That does not mean blacklist rules are useless. They can be a secondary layer when you already have strong allowlists, server-side validation, safe encoding, and parameterized access to data stores. For example, a system might reject obviously dangerous shell characters in a command interface. But if blacklisting is your primary defense, the control is brittle.
Security teams should assume that input validation javascript checks and browser-side restrictions are bypassable, because they are. The server must be the final authority. That principle is widely reflected in application security guidance from the OWASP Foundation and vendor secure coding documentation.
Warning
Never rely on a blacklist alone for security. If attackers can influence the raw request, they can often bypass character filters, keyword blocks, or naive string replacements.
Validation Techniques Across Enterprise Application Layers
Enterprise applications need validation at multiple layers because input enters the stack through multiple channels. A front-end form, a mobile app, an API client, and a batch import job each require different controls. The goal is the same in every case: reject data that is not expected, not safe, or not usable.
Client-side validation
Client-side validation gives users fast feedback. It can prevent obvious mistakes, improve usability, and reduce wasted round trips. But it should be treated as convenience, not protection, because attackers can disable JavaScript or send requests directly. That is why html input validation is useful but never sufficient.
Server-side validation
Server-side validation is the authoritative control. It must enforce the same rules regardless of whether the request came from a browser, API client, or script. This is where you apply canonical checks, schema rules, type checks, and business constraints.
Database and middleware validation
Database-level constraints add another safety net. Data types, foreign keys, length limits, check constraints, and unique indexes help prevent corrupt or inconsistent records. API gateways and middleware can validate request structure, content type, and schema before the request reaches business services.
File and upload validation
File validation is its own category because file names lie. A file called report.pdf may not be a PDF at all. Validate extensions, MIME types, size, and content signatures. For higher-risk workflows, inspect archives and documents for embedded scripts, macros, or active content before allowing them into production systems.
The CIS Benchmarks and vendor security documentation reinforce layered controls at the host, application, and data levels. That layered view is the right model for enterprise validation.
| Client-side validation | Improves usability and catches mistakes early, but attackers can bypass it easily. |
| Server-side validation | Enforces security rules and must be treated as the source of truth. |
Sanitization, Encoding, and Validation: How They Work Together
These three controls are related, but they are not the same. Validation asks whether the input should be accepted. Sanitization changes or removes unsafe content. Output encoding ensures data is rendered safely in a specific context, such as HTML, JavaScript, or a URL.

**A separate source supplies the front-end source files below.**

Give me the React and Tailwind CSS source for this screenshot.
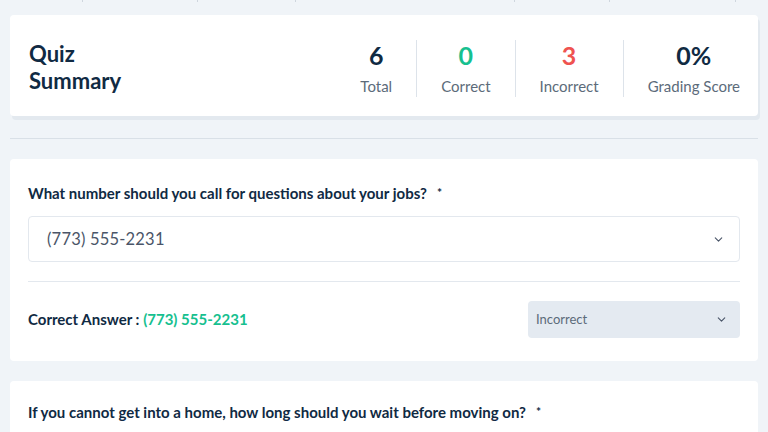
import React from "react";

const Chevron = ({ className }) => (
  <svg
    viewBox="0 0 24 24"
    width="13"
    height="13"
    fill="none"
    stroke="currentColor"
    strokeWidth="2"
    strokeLinecap="round"
    strokeLinejoin="round"
    className={className}
  >
    <path d="M6 9l6 6 6-6" />
  </svg>
);

const stats = [
  { value: "6", label: "Total", color: "text-[#102a43]" },
  { value: "0", label: "Correct", color: "text-[#16c08f]" },
  { value: "3", label: "Incorrect", color: "text-[#ef5350]" },
  { value: "0%", label: "Grading Score", color: "text-[#102a43]" },
];

const App = () => {
  return (
    <div
      className="min-h-[432px] bg-[#f0f4f8] overflow-hidden"
      style={{ fontFamily: "Lato, 'Open Sans', sans-serif" }}
    >
      {/* bottom edge of the table above */}
      <div className="flex h-[2px]">
        <div className="w-[83px] border-r border-[#cfd6de]" />
        <div className="w-[115px] border-r border-[#cfd6de]" />
        <div className="w-[98px] border-r border-[#cfd6de]" />
        <div className="w-[219px] border-r border-[#cfd6de]" />
        <div className="w-[95px] border-r border-[#cfd6de]" />
        <div className="w-[126px] border-r border-[#cfd6de]" />
      </div>

      <div className="px-[10px] pt-[13px]">
        {/* Quiz summary */}
        <div className="bg-white rounded-[4px] shadow-[2px_4px_0_#e3e9ef] h-[101px] flex items-center pl-[19px] pt-[6px]">
          <h2 className="text-[22px] leading-[27px] font-bold text-[#102a43] flex-1 -mt-[3px]">
            Quiz
            <br />
            Summary
          </h2>
          <div className="flex items-stretch h-[57px]">
            {stats.map((s, i) => (
              <div
                key={s.label}
                className={
                  i === 0
                    ? "pl-6 pr-6 flex flex-col items-center"
                    : i === 3
                    ? "pl-6 pr-[18px] flex flex-col items-center border-l border-[#dde3ea]"
                    : "pl-6 pr-6 flex flex-col items-center border-l border-[#dde3ea]"
                }
              >
                <div className={`text-[25px] leading-[30px] font-bold ${s.color}`}>
                  {s.value}
                </div>
                <div className="text-[15px] leading-[20px] text-[#5c6b7a] mt-[6px] whitespace-nowrap">
                  {s.label}
                </div>
              </div>
            ))}
          </div>
        </div>

        <div className="mt-[22px] border-t border-[#d9e0e7]" />

        {/* Question 1 */}
        <div className="mt-[20px] bg-white rounded-[4px] px-[18px] pt-[24px] pb-[23px]">
          <p className="text-[15px] leading-[20px] font-bold text-[#102a43]">
            What number should you call for questions about your jobs?
            <span className="ml-[10px] text-[12px] align-top">*</span>
          </p>
          <div className="mt-[13px] h-[46px] border border-[#e3e8ee] rounded-[4px] flex items-center justify-between pl-[18px] pr-[14px]">
            <span className="text-[16.5px] tracking-[0.2px] text-[#4a5568]">(773) 555-2231</span>
            <Chevron className="text-[#4a5568]" />
          </div>
          <div className="mt-[19px] border-t border-[#e3e8ee]" />
          <div className="mt-[19px] flex items-center justify-between">
            <p className="text-[15px] font-bold text-[#102a43]">
              Correct Answer :{" "}
              <span className="text-[#16c08f]">(773) 555-2231</span>
            </p>
            <div className="w-[212px] h-[37px] bg-[#e4eaf1] rounded-[4px] flex items-center justify-between pl-[8px] pr-[12px]">
              <span className="text-[13px] text-[#5c6b7a]">Incorrect</span>
              <Chevron className="text-[#4a5568]" />
            </div>
          </div>
        </div>

        {/* Question 2 */}
        <div className="mt-[20px] bg-white rounded-[4px] px-[18px] pt-[21px] pb-[24px]">
          <p className="text-[15px] leading-[20px] font-bold text-[#102a43]">
            If you cannot get into a home, how long should you wait before moving on?
            <span className="ml-[10px] text-[12px] align-top">*</span>
          </p>
        </div>
      </div>
    </div>
  );
};

export default App;
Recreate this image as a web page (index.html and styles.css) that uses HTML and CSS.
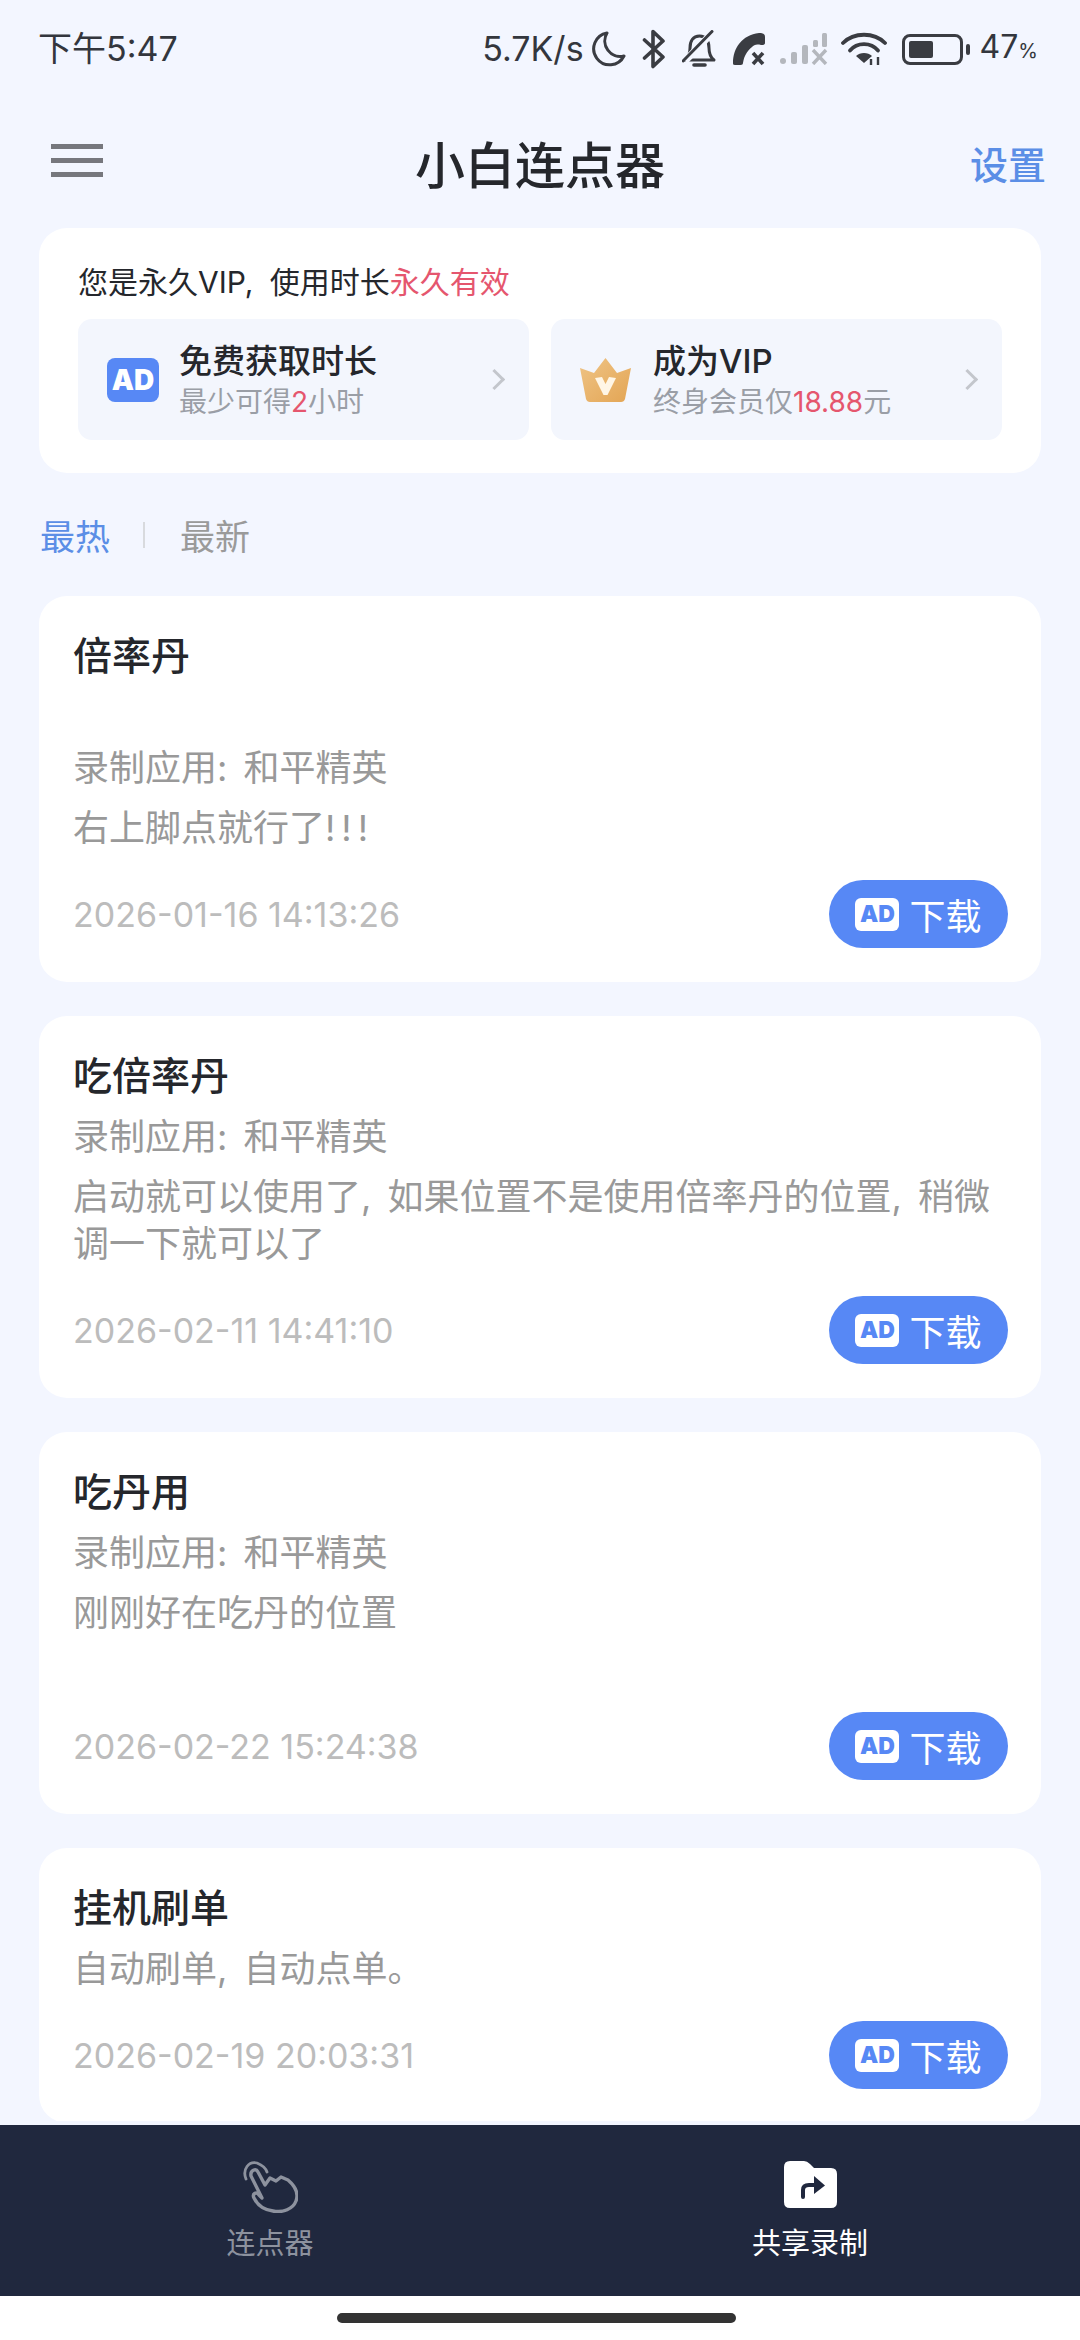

That distinction matters because a lot of security failures come from using the wrong control in the wrong place. If you only sanitize input but later render it into HTML without encoding, XSS is still possible. If you only validate format but pass the value into a SQL statement directly, SQL injection is still possible.
How the controls fit together
- Validate to confirm the value is expected.
- Sanitize when you must preserve the data but remove dangerous content.
- Encode output based on where the data will be displayed or consumed.
- Use parameterized queries so user input is never treated as executable SQL.
Context-aware encoding is especially important in web apps. HTML encoding is not the same as JavaScript encoding, and URL encoding is not the same as either of those. If a developer uses the wrong encoding function, the data may still become executable in the browser.
For secure web handling, the OWASP Cheat Sheet Series is the best practical reference. Microsoft’s secure coding guidance in Microsoft Learn also covers safe data handling patterns for modern apps.
Validation decides what enters the system. Encoding decides how data is safely displayed. Confusing the two creates avoidable vulnerabilities.
Implementing Input Validation in Real Systems
Good validation starts with a simple question: what, exactly, is expected here? Every field, endpoint, and workflow needs a defined contract. Without that contract, teams end up writing vague rules that accept too much or reject legitimate business data.
Start with a clear input contract
Define the data type, length, format, acceptable range, and business meaning of each field. If a field contains a department code, document the approved values. If a date field must be in UTC, state that requirement and enforce it consistently.
Validate at the boundary
Put checks at the system edge: web forms, API gateways, ingestion jobs, email parsers, and file upload endpoints. Early rejection is cheaper than cleaning up bad data later. It also keeps invalid data from being stored, logged, or forwarded to downstream systems.
Fail safely
When validation fails, return a generic error message. Do not reveal SQL statements, stack traces, internal paths, or schema details. Log enough to support monitoring and response, but avoid exposing sensitive values in logs. If the same source keeps sending malformed requests, treat it as suspicious behavior.
For API-driven systems, input validation in javascript may be used to guide user behavior, but the server should still reject anything outside policy. For sensitive workflows, include rate limiting, anomaly detection, and alerting so repeated invalid submissions can be investigated quickly.
The NIST SP 800-53 control catalog is useful here because it ties secure development and input handling to broader control families like access control, auditing, and system integrity.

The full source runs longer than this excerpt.